CSCI 3104 - Assignment # 4 Solution
1. Recall that Huffman’s algorithm takes as input a vector f of length n, containing the frequencies of the input symbol set C and returns a Huffman encoding tree. We can make the process of encoding real strings faster by instead returning a codebook, which is a dictionary ADT T that contains n key-value pairs (xi,yi), where xi ∈ C and yi is the Huffman binary encoding of xi. Let T(xi) = yi. Hence, the encoding of x = x1x2x3 ...xl is simply y = T(x1)T(x2)T(x3)...T(xl).
In this problem, you will implement and apply three functions: (i) strToFreq, (ii) huffmanEncode, and (iii) encodeStr.
a) Implement the three functions, i.e. strToFreq, huffmanEncode, encodeStr, from scratch. For Huffman’s algorithm, use a min-heap as a priority queue. Within this priority queue, ties should be broken uniformly at random.

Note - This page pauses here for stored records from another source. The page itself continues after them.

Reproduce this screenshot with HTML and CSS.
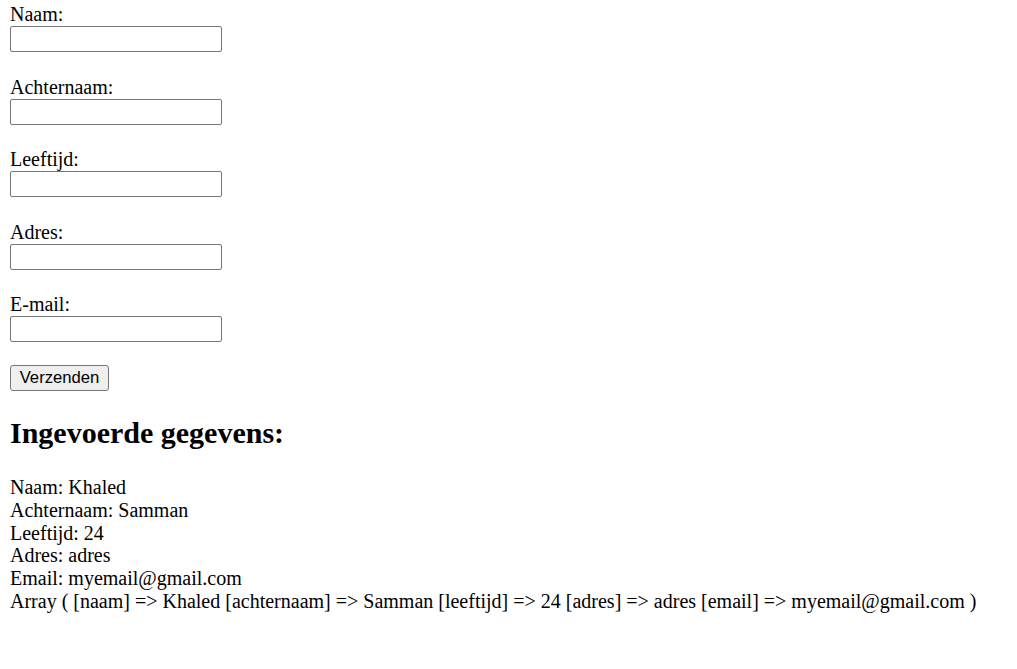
FILE: index.html
```html
<!DOCTYPE html>
<html lang="nl">
<head>
<meta charset="utf-8">
<title>Formulier</title>
<link rel="stylesheet" href="styles.css">
</head>
<body>
<form class="form">
  <div class="field">
    <label class="label" for="naam">Naam:</label>
    <input class="input" type="text" id="naam">
  </div>
  <div class="field">
    <label class="label" for="achternaam">Achternaam:</label>
    <input class="input" type="text" id="achternaam">
  </div>
  <div class="field">
    <label class="label" for="leeftijd">Leeftijd:</label>
    <input class="input" type="text" id="leeftijd">
  </div>
  <div class="field">
    <label class="label" for="adres">Adres:</label>
    <input class="input" type="text" id="adres">
  </div>
  <div class="field field-last">
    <label class="label" for="email">E-mail:</label>
    <input class="input" type="text" id="email">
  </div>
  <button class="button" type="button">Verzenden</button>
</form>
<h2 class="heading">Ingevoerde gegevens:</h2>
<div class="output">
  <div>Naam: Khaled</div>
  <div>Achternaam: Samman</div>
  <div>Leeftijd: 24</div>
  <div>Adres: adres</div>
  <div>Email: myemail@gmail.com</div>
  <div>Array ( [naam] =&gt; Khaled [achternaam] =&gt; Samman [leeftijd] =&gt; 24 [adres] =&gt; adres [email] =&gt; myemail@gmail.com )</div>
</div>
</body>
</html>
```
FILE: styles.css
```css
html, body {
  margin: 0;
  background: #ffffff;
}
body {
  padding: 3px 10px 0 10px;
  font-family: "Liberation Serif", "Times New Roman", serif;
  font-size: 20px;
  line-height: 23px;
  color: #000000;
}
.form {
  margin: 0;
  display: flex;
  flex-direction: column;
  align-items: flex-start;
}
.field {
  display: flex;
  flex-direction: column;
  align-items: flex-start;
  margin-bottom: 23.5px;
}
.field-last {
  margin-bottom: 22.5px;
}
.label {
  display: block;
  height: 23px;
}
.input {
  box-sizing: border-box;
  width: 212px;
  height: 26px;
  margin: 0;
  padding: 1px 2px;
  border: 1px solid #767676;
  border-radius: 2px;
  background: #ffffff;
  font-family: "Liberation Sans", Arial, sans-serif;
  font-size: 16.67px;
}
.button {
  box-sizing: border-box;
  width: 99px;
  height: 26px;
  margin: 0;
  padding: 0;
  border: 1px solid #767676;
  border-radius: 3px;
  background: #efefef;
  color: #000000;
  font-family: "Liberation Sans", Arial, sans-serif;
  font-size: 16.67px;
  line-height: 22px;
  text-align: center;
}
.heading {
  margin: 25px 0 26px 0;
  font-size: 30px;
  line-height: 34.5px;
  font-weight: bold;
}
.output {
  line-height: 22.8px;
}
```
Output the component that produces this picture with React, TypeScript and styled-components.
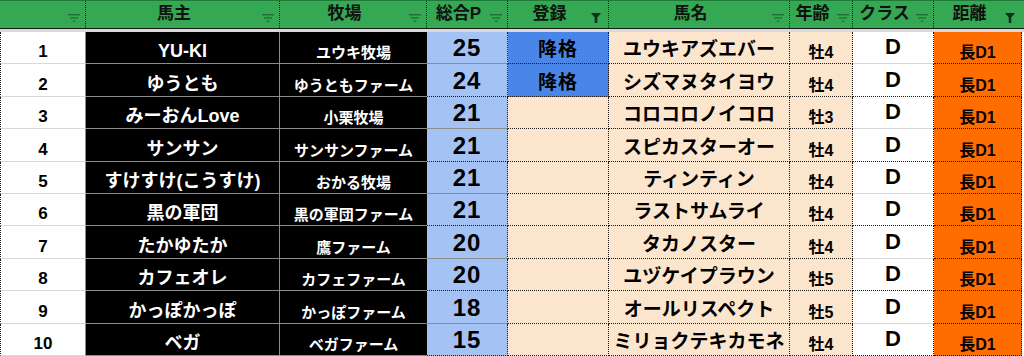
import React from 'react'
import styled, { createGlobalStyle } from 'styled-components'

const FONT = '"Liberation Sans", "Noto Sans CJK JP", sans-serif'
const COLS = '86px 194px 147px 81px 101px 181px 63px 81px 88px 2px'

const C = {
  green: '#34a853',
  greenDark: '#1f7a3a',
  black: '#000000',
  gridGray: '#8c8c8c',
  light: '#d9d9d9',
  blueLight: '#a4c2f4',
  blue: '#4a86e8',
  peach: '#fce5cd',
  orange: '#ff6d01',
  dot: '#1a1a1a',
}

const GlobalStyle = createGlobalStyle`
  html, body { margin: 0; padding: 0; background: #fff; overflow: hidden; }
  body { font-family: ${FONT}; }
`

const Sheet = styled.div`
  width: 1024px;
  height: 356px;
  overflow: hidden;
  background: #fff;
`

const HeaderRow = styled.div`
  display: grid;
  grid-template-columns: ${COLS};
  height: 29px;
  box-sizing: border-box;
  background: ${C.green};
  border-top: 1px solid ${C.greenDark};
  border-bottom: 1px solid #1b1b1b;
`

// text is centred in the space left of the filter button
const HeaderCell = styled.div<{ $last?: boolean }>`
  position: relative;
  display: flex;
  align-items: center;
  justify-content: center;
  box-sizing: border-box;
  border-right: ${({ $last }) => ($last ? 'none' : `1px dotted ${C.dot}`)};
  font-size: 17px;
  font-weight: 700;
  color: #111;
  line-height: 1;
  padding: 0 17px 2px 0;
  white-space: nowrap;
`

const FilterSlot = styled.span<{ $right: number }>`
  position: absolute;
  right: ${({ $right }) => $right}px;
  bottom: 5px;
  display: flex;
`

const Band = styled.div`
  height: 3px;
  background: ${C.light};
`

const Body = styled.div`
  display: grid;
  grid-template-rows: repeat(10, 32.4px);
`

const Row = styled.div`
  display: grid;
  grid-template-columns: ${COLS};
`

type Edge = 'dot' | 'gray' | 'light' | 'none'

const edge = (e: Edge) =>
  e === 'dot' ? `1px dotted ${C.dot}` :
  e === 'gray' ? `1px solid ${C.gridGray}` :
  e === 'light' ? `1px solid ${C.light}` : 'none'

const Cell = styled.div<{
  $bg: string
  $color: string
  $size: number
  $right: Edge
  $bottom: Edge
  $left?: Edge
  $pb: number
  $ls?: number
}>`
  display: flex;
  align-items: flex-end;
  justify-content: center;
  box-sizing: border-box;
  background: ${({ $bg }) => $bg};
  color: ${({ $color }) => $color};
  font-size: ${({ $size }) => $size}px;
  font-weight: 700;
  line-height: 1;
  letter-spacing: ${({ $ls }) => $ls ?? 0}px;
  padding-bottom: ${({ $pb }) => $pb}px;
  border-right: ${({ $right }) => edge($right)};
  border-bottom: ${({ $bottom }) => edge($bottom)};
  border-left: ${({ $left }) => ($left ? edge($left) : 'none')};
  white-space: nowrap;
  overflow: hidden;
`

function FilterIcon() {
  return (
    <svg width="13" height="9" viewBox="0 0 13 9">
      <rect x="0" y="0" width="12" height="1.4" fill="#1d5a30" opacity="0.75" />
      <rect x="2" y="3.3" width="8" height="1.4" fill="#1d5a30" opacity="0.75" />
      <rect x="4.8" y="6.6" width="2.6" height="1.4" fill="#1d5a30" opacity="0.75" />
    </svg>
  )
}

function ActiveFilterIcon() {
  return (
    <svg width="10" height="10" viewBox="0 0 10 10">
      <path d="M0 0 H10 L6.3 4.6 V10 H3.7 V4.6 Z" fill="#12301b" />
    </svg>
  )
}

const headers = [
  { label: '', filter: 'off', r: 4 },
  { label: '馬主', filter: 'off', r: 4 },
  { label: '牧場', filter: 'off', r: 4 },
  { label: '総合P', filter: 'off', r: 4 },
  { label: '登録', filter: 'on', r: 7 },
  { label: '馬名', filter: 'off', r: 4 },
  { label: '年齢', filter: 'off', r: 2 },
  { label: 'クラス', filter: 'off', r: 4 },
  { label: '距離', filter: 'on', r: 7 },
  { label: '', filter: 'none', r: 0 },
]

const rows = [
  { owner: 'YU-KI', farm: 'ユウキ牧場', pts: 25, reg: '降格', horse: 'ユウキアズエバー', age: '牡4' },
  { owner: 'ゆうとも', farm: 'ゆうともファーム', pts: 24, reg: '降格', horse: 'シズマヌタイヨウ', age: '牡4' },
  { owner: 'みーおんLove', farm: '小栗牧場', pts: 21, reg: '', horse: 'コロコロノイコロ', age: '牡3' },
  { owner: 'サンサン', farm: 'サンサンファーム', pts: 21, reg: '', horse: 'スピカスターオー', age: '牡4' },
  { owner: 'すけすけ(こうすけ)', farm: 'おかる牧場', pts: 21, reg: '', horse: 'ティンティン', age: '牡4' },
  { owner: '黒の軍団', farm: '黒の軍団ファーム', pts: 21, reg: '', horse: 'ラストサムライ', age: '牡4' },
  { owner: 'たかゆたか', farm: '鷹ファーム', pts: 20, reg: '', horse: 'タカノスター', age: '牡4' },
  { owner: 'カフェオレ', farm: 'カフェファーム', pts: 20, reg: '', horse: 'ユヅケイプラウン', age: '牡5' },
  { owner: 'かっぽかっぽ', farm: 'かっぽファーム', pts: 18, reg: '', horse: 'オールリスペクト', age: '牡5' },
  { owner: 'ベガ', farm: 'ベガファーム', pts: 15, reg: '', horse: 'ミリョクテキカモネ', age: '牡4' },
]

export default function App() {
  return (
    <Sheet>
      <GlobalStyle />
      <HeaderRow>
        {headers.map((h, i) => (
          <HeaderCell key={i} $last={i >= 8}>
            {h.label}
            {h.filter !== 'none' && (
              <FilterSlot $right={h.r}>
                {h.filter === 'on' ? <ActiveFilterIcon /> : <FilterIcon />}
              </FilterSlot>
            )}
          </HeaderCell>
        ))}
      </HeaderRow>
      <Band />
      <Body>
        {rows.map((r, i) => (
          <Row key={i}>
            <Cell $bg="#fff" $color="#000" $size={17} $pb={3} $left="dot" $right="gray" $bottom="light">
              {i + 1}
            </Cell>
            <Cell $bg={C.black} $color="#fff" $size={18} $pb={3} $right="gray" $bottom="gray">
              {r.owner}
            </Cell>
            <Cell $bg={C.black} $color="#fff" $size={15} $pb={3} $right="none" $bottom="gray">
              {r.farm}
            </Cell>
            <Cell $bg={C.blueLight} $color="#000" $size={24} $pb={3} $ls={1} $right="dot" $bottom={i % 2 ? 'dot' : 'gray'}>
              {r.pts}
            </Cell>
            <Cell $bg={r.reg ? C.blue : C.peach} $color="#000" $size={19} $pb={4} $ls={1} $right="dot" $bottom="dot">
              {r.reg}
            </Cell>
            <Cell $bg={C.peach} $color="#000" $size={19} $pb={4} $right="dot" $bottom="dot">
              {r.horse}
            </Cell>
            <Cell $bg={C.peach} $color="#000" $size={16} $pb={2} $right="dot" $bottom="dot">
              {r.age}
            </Cell>
            <Cell $bg="#fff" $color="#000" $size={22} $pb={5} $right="dot" $bottom={i % 2 ? 'dot' : 'light'}>
              D
            </Cell>
            <Cell $bg={C.orange} $color="#000" $size={16} $pb={2} $right="dot" $bottom="dot">
              長D1
            </Cell>
            <Cell $bg="#fff" $color="#000" $size={10} $pb={0} $right="none" $bottom="none" />
          </Row>
        ))}
      </Body>
    </Sheet>
  )
}
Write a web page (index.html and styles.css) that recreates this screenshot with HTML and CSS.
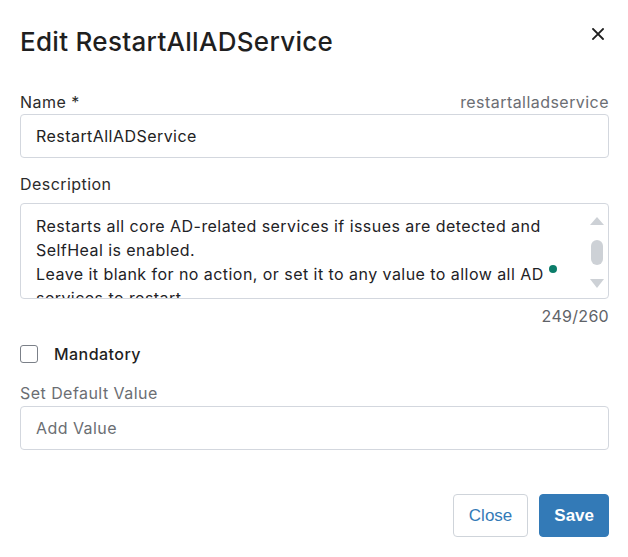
FILE: index.html
```html
<!DOCTYPE html>
<html lang="en">
<head>
<meta charset="utf-8">
<title>Edit RestartAllADService</title>
<link rel="stylesheet" href="styles.css">
</head>
<body>
<div class="dialog">
  <div class="header">
    <h2 class="title">Edit RestartAllADService</h2>
    <button class="close-x" aria-label="Close">
      <svg width="12" height="12" viewBox="0 0 12 12"><path d="M1 1 L11 11 M11 1 L1 11" stroke="#1f1f1f" stroke-width="1.8" stroke-linecap="square" fill="none"/></svg>
    </button>
  </div>

  <div class="field name-field">
    <div class="label-row">
      <span class="label">Name *</span>
      <span class="slug">restartalladservice</span>
    </div>
    <div class="input">RestartAllADService</div>
  </div>

  <div class="field desc-field">
    <div class="label desc-label">Description</div>
    <div class="textarea">
      <div class="textarea-text">Restarts all core AD-related services if issues are detected and SelfHeal is enabled.<br>Leave it blank for no action, or set it to any value to allow all AD services to restart.</div>
      <span class="dot"></span>
      <div class="scrollbar">
        <span class="arrow up"></span>
        <span class="thumb"></span>
        <span class="arrow down"></span>
      </div>
    </div>
    <div class="counter">249/260</div>
  </div>

  <label class="check-row">
    <span class="checkbox"></span>
    <span class="check-label">Mandatory</span>
  </label>

  <div class="field default-field">
    <div class="label muted">Set Default Value</div>
    <div class="input placeholder">Add Value</div>
  </div>

  <div class="footer">
    <button class="btn btn-default">Close</button>
    <button class="btn btn-primary">Save</button>
  </div>
</div>
</body>
</html>
```

FILE: styles.css
```css
* { box-sizing: border-box; }
html, body { margin: 0; padding: 0; background: #ffffff; }
body {
  font-family: Inter, "Noto Sans", sans-serif;
  font-size: 16px;
  line-height: 24px;
  letter-spacing: 0.45px;
  color: #262626;
}
.dialog {
  width: 628px;
  padding: 26px 19px 20px 20px;
}
.header {
  display: flex;
  justify-content: space-between;
  align-items: flex-start;
}
.title {
  margin: 0;
  font-size: 26px;
  line-height: 32px;
  font-weight: 500;
  letter-spacing: 0.3px;
  color: #1f1f1f;
}
.close-x {
  border: 0;
  background: none;
  padding: 0;
  margin: 2px 5px 0 0;
  width: 12px;
  height: 12px;
  display: flex;
}
.field { display: flex; flex-direction: column; }
.name-field { margin-top: 32px; }
.label-row {
  display: flex;
  justify-content: space-between;
}
.label { color: #2b2b2b; }
.slug { color: #6b6e73; }
.muted { color: #6b6e73; }
.input {
  height: 44px;
  border: 1px solid #d3d7de;
  border-radius: 4px;
  padding: 9px 15px;
  color: #222222;
}
.placeholder { color: #6b6e73; }
.desc-field { margin-top: 14px; }
.desc-label { margin-bottom: 7px; }
.textarea {
  position: relative;
  height: 96px;
  border: 1px solid #d3d7de;
  border-radius: 4px;
  padding: 10px 48px 0 15px;
  overflow: hidden;
  color: #1e2226;
}
.dot {
  position: absolute;
  left: 528px;
  top: 61px;
  width: 8px;
  height: 8px;
  border-radius: 50%;
  background: #0b7d6a;
}
.scrollbar {
  position: absolute;
  right: 5px;
  top: 13px;
  width: 13px;
  bottom: 10px;
  display: flex;
  flex-direction: column;
  align-items: center;
  justify-content: space-between;
}
.arrow {
  width: 0;
  height: 0;
  border-left: 7px solid transparent;
  border-right: 7px solid transparent;
}
.arrow.up { border-bottom: 8px solid #cdd1d6; }
.arrow.down { border-top: 9px solid #cdd1d6; }
.thumb {
  width: 12px;
  height: 25px;
  border-radius: 6px;
  background: #cdd1d6;
}
.counter {
  margin-top: 5px;
  text-align: right;
  color: #5f6368;
  letter-spacing: 0.3px;
}
.check-row {
  margin-top: 14px;
  display: flex;
  align-items: center;
  gap: 16px;
}
.checkbox {
  width: 18px;
  height: 18px;
  border: 1px solid #7b8088;
  border-radius: 3px;
  background: #ffffff;
}
.check-label {
  font-weight: 500;
  color: #1f1f1f;
}
.default-field { margin-top: 15px; }
.default-field .label { margin-bottom: 1px; }
.footer {
  margin-top: 44px;
  display: flex;
  justify-content: flex-end;
  gap: 11px;
}
.btn {
  height: 43px;
  border-radius: 4px;
  font-family: "Liberation Sans", Arial, sans-serif;
  font-size: 17px;
  letter-spacing: 0;
  padding: 0 15px;
  cursor: pointer;
}
.btn-default {
  background: #ffffff;
  border: 1px solid #cfd4da;
  color: #337ab7;
}
.btn-primary {
  background: #337ab7;
  border: 1px solid #337ab7;
  color: #ffffff;
  font-weight: bold;
  padding: 0 14px;
}
```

b) What is the running time of the call y = encodeStr(x, huffmanEncode(strToFreq(x)))? Justify your answer using asymptotic analysis.
c) Pick your favorite quote, poem, or piece of text that has length l 500 characters (not too long either, for simplicity). Given that ASCII characters are usually represented using 8 bits, how many bits are required to represent the entire text?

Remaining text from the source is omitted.